In May 1946 the buried bodies were exhumed on command of the military government. German prisoners of war and employees of the Braunschweig firms Büssing and Luther dug at the estimated locations and found the bodies buried 1.5 metres deep. The skeletons of 113 dead were placed in coffins and buried at a new cemetry. In July 1954 they had to be reburied again.

A war crimes trial started at the military court in Braunschweig on 2. January 1947. Three high ranking officials from the Steinöl firm, Prof. Wittig, Dr. Hefter, Hans Ohlen and men employed as guards were put on trial for unjust treatment of allied citizens. The men were: Friedrich Ebsen, Carl Truschel, Erich Arnold Jahn, Johann Heitz, Arthur Große, Herbert Schiefelbein. The local press reported daily, reminding its readers of the attrocities which were committed in the Concentration Camp. On 3. March 1947 the court pronounced judgement. The death penalty was placed on Wittig, Ebsen, Truschel, Heitz and Grosse. Hefter and Jahn were let off. Ohlen was sentenced to imprisonment for 10 years and Schiefelbein to 2 years imprisonment. Ohlen’s sentence was shortened to 7 years. Ebsen, Große, Truschel and Heitz were hanged on 2. May 1947 at the prison in Hameln.
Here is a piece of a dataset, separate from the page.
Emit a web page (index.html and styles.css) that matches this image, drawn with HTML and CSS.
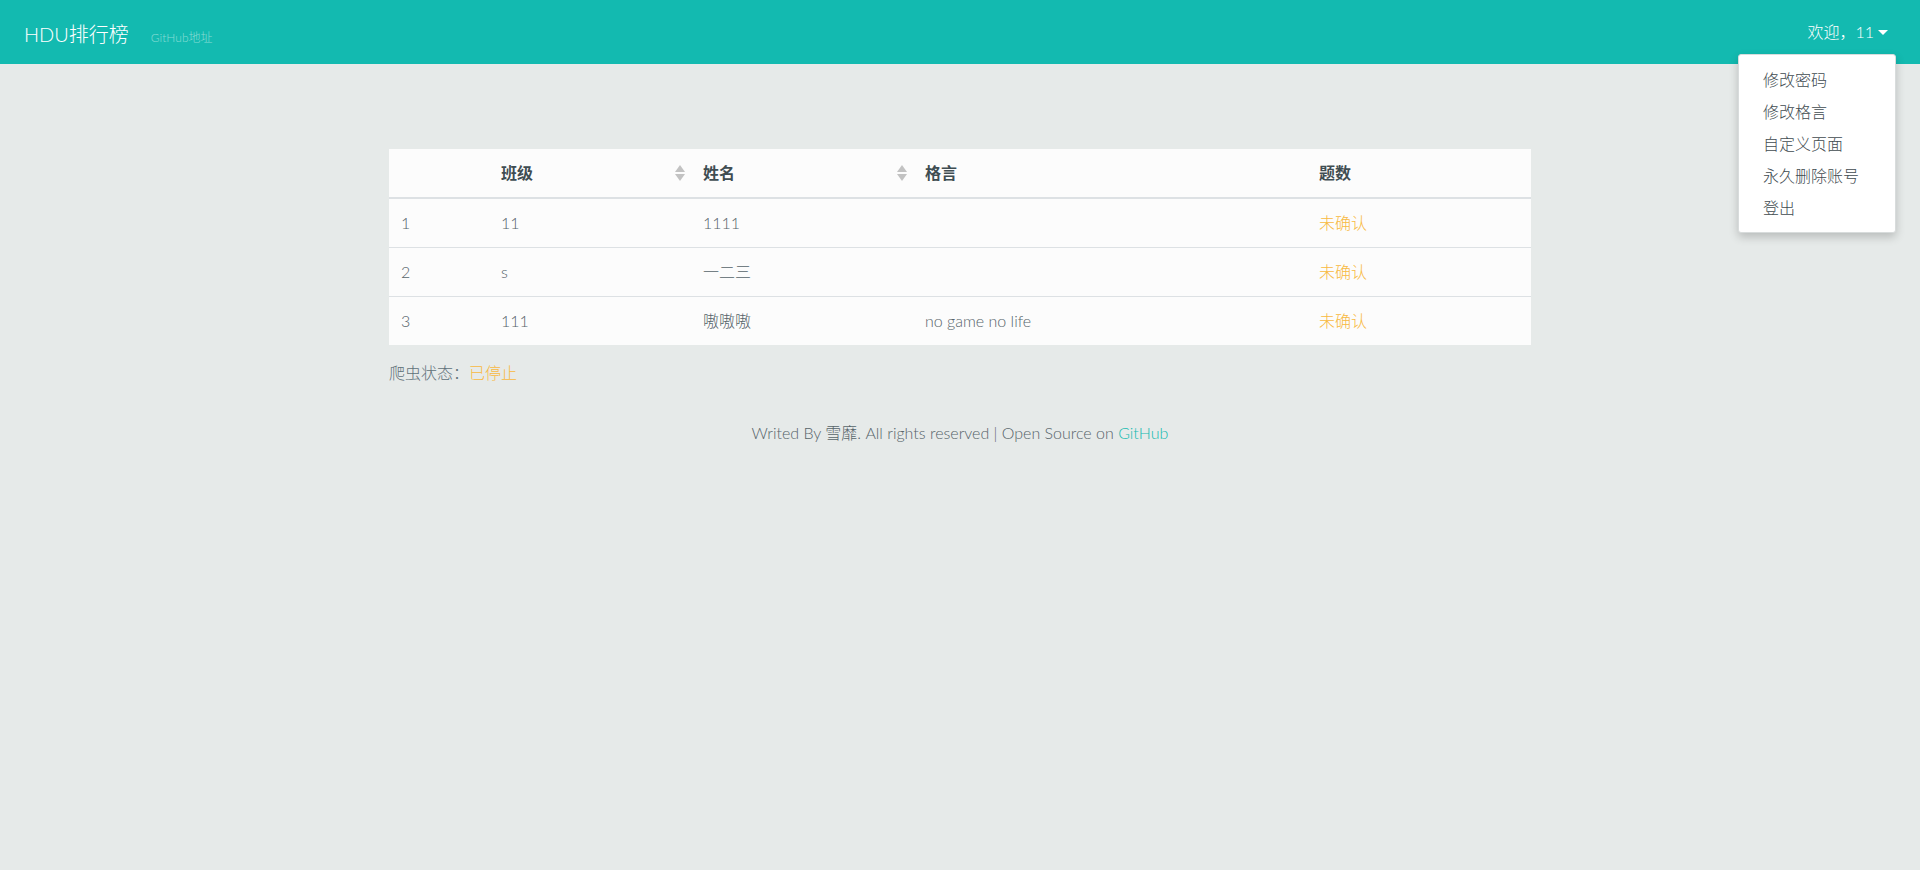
FILE: index.html
```html
<!DOCTYPE html>
<html lang="zh-CN">
<head>
    <meta charset="UTF-8">
    <meta name="viewport" content="width=device-width, initial-scale=1.0">
    <title>HDU排行榜</title>
    <link rel="stylesheet" href="styles.css">
</head>
<body>
    <nav class="navbar">
        <div class="brand-group">
            <a class="navbar-brand" href="#">HDU排行榜</a>
            <a class="github-link" href="#">GitHub地址</a>
        </div>
        <div class="user-menu">
            <a class="dropdown-toggle" href="#">欢迎，11<span class="caret"></span></a>
            <!-- 用户菜单 -->
            <div class="dropdown-menu">
                <a class="dropdown-item" href="#">修改密码</a>
                <a class="dropdown-item" href="#">修改格言</a>
                <a class="dropdown-item" href="#">自定义页面</a>
                <a class="dropdown-item" href="#">永久删除账号</a>
                <a class="dropdown-item" href="#">登出</a>
            </div>
        </div>
    </nav>

    <div class="container">
        <table class="rank-table">
            <thead>
                <tr>
                    <th class="col-rank"></th>
                    <th class="col-class sortable">班级<span class="sort-icon"><svg width="10" height="16" viewBox="0 0 10 16"><path d="M5 0 L10 7 L0 7 Z" fill="#c2c2c2"/><path d="M0 9 L10 9 L5 16 Z" fill="#c2c2c2"/></svg></span></th>
                    <th class="col-name sortable">姓名<span class="sort-icon"><svg width="10" height="16" viewBox="0 0 10 16"><path d="M5 0 L10 7 L0 7 Z" fill="#c2c2c2"/><path d="M0 9 L10 9 L5 16 Z" fill="#c2c2c2"/></svg></span></th>
                    <th class="col-motto">格言</th>
                    <th class="col-count">题数</th>
                </tr>
            </thead>
            <tbody>
                <tr>
                    <td>1</td>
                    <td>11</td>
                    <td>1111</td>
                    <td></td>
                    <td class="pending">未确认</td>
                </tr>
                <tr>
                    <td>2</td>
                    <td>s</td>
                    <td>一二三</td>
                    <td></td>
                    <td class="pending">未确认</td>
                </tr>
                <tr>
                    <td>3</td>
                    <td>111</td>
                    <td>嗷嗷嗷</td>
                    <td>no game no life</td>
                    <td class="pending">未确认</td>
                </tr>
            </tbody>
        </table>

        <p class="spider-status">爬虫状态：<span class="pending">已停止</span></p>
    </div>

    <footer class="footer">
        Writed By 雪靡. All rights reserved | Open Source on <a href="#">GitHub</a>
    </footer>
</body>
</html>
```

FILE: styles.css
```css
body {
    margin: 0;
    background: #e6eae9;
    font-family: "Lato", "Noto Sans CJK SC", sans-serif;
    font-weight: 300;
    font-size: 16px;
    line-height: 1.5;
    color: #56646a;
}

a {
    text-decoration: none;
}

.navbar {
    height: 64px;
    background: #13bab0;
    display: flex;
    align-items: center;
    justify-content: space-between;
    padding: 0 24px;
}

.brand-group {
    display: flex;
    align-items: baseline;
    padding-top: 4px;
}

.navbar-brand {
    color: #fff;
    font-size: 20px;
    margin-right: 22px;
}

.github-link {
    color: #8adcd5;
    font-size: 12px;
}

.user-menu {
    position: relative;
}

.dropdown-toggle {
    color: #fff;
    font-size: 16px;
    padding-right: 8px;
    display: flex;
    align-items: center;
}

.caret {
    display: inline-block;
    margin-left: 4px;
    border-top: 5px solid #fff;
    border-left: 5px solid transparent;
    border-right: 5px solid transparent;
}

.dropdown-menu {
    position: absolute;
    top: 34px;
    right: 0;
    width: 158px;
    box-sizing: border-box;
    padding: 9px 0 8px;
    background: #fff;
    border: 1px solid #d8dcdc;
    border-radius: 3px;
    box-shadow: 0 4px 10px rgba(0,0,0,0.2);
    z-index: 10;
}

.dropdown-item {
    display: block;
    padding: 0 24px;
    line-height: 32px;
    color: #414b50;
    font-size: 16px;
    white-space: nowrap;
}

.container {
    width: 1142px;
    margin: 85px auto 0;
}

.rank-table {
    width: 100%;
    border-collapse: collapse;
    background: #fcfcfc;
}

.rank-table th,
.rank-table td {
    padding: 12px;
    text-align: left;
    vertical-align: middle;
    line-height: 24px;
}

.rank-table th {
    font-weight: 700;
    color: #3f4d52;
    border-bottom: 2px solid #dde1e4;
}

.rank-table td {
    border-top: 1px solid #dde1e4;
    color: #56646a;
}

.rank-table tbody tr:first-child td {
    border-top: none;
}

.rank-table td.pending {
    color: #f8b940;
}

.col-rank { width: 76px; }
.col-class { width: 178px; }
.col-name { width: 198px; }
.col-motto { width: 370px; }

.sortable {
    position: relative;
}

.sort-icon {
    position: absolute;
    right: 6px;
    top: 50%;
    margin-top: -8px;
    height: 16px;
}

.sort-icon svg {
    display: block;
}

.pending {
    color: #f8b940;
}

.spider-status {
    margin: 16px 0 0;
    color: #5f7179;
}

.footer {
    text-align: center;
    margin-top: 36px;
    color: #56646a;
}

.footer a {
    color: #13bab0;
}
```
Hartmann, a Steinöl employee, told the court how Ebsen sometimes held lectures and referred to the prisoners as being the phlegm of human kind and to be treated as such. Eugéne Marion, a member of the French Maquis resistant movement, was arrested in April 1944 and was one of the first prisoners in Schandelah. He reported about Ebsen: One Sunday afternoon he made all prisoners line up to watch the punishment of two men. Ebsen whipped them 25 times. Normally such a punishment was carried out by Kapos. The witness Leon Claude told how Ebsen attacked an eighteen year old Belgian prisoner after his arrest with his fist and then with a 4 cm thick stick which he used to hit him in the face and about his head. The victim collapsed drenched in blood and died the following day without regaining consciousness. Marion stole and hid a driving belt on order to sabotage the camp. Hans Spinnrad, the oldest camp member, mistreated him for a whole day because of this. Marion had to bend over a bench and Spinnrad beat him with a rubber hose. If he fell off the bench Spinnrad kicked him in the back.

Eugéne Marion also remembered more human behaviour. He worked from time to time outside the camp with a group of army pioneers who worked on trial borings. Hermann Fleck was in charge of this group. He gave Marion bread every day and 3 or four potatoes every week. He was allowed to fry them and share them with comrades. Marion described the pioneer kommandos as good people who did not come into contact with the other prisoners.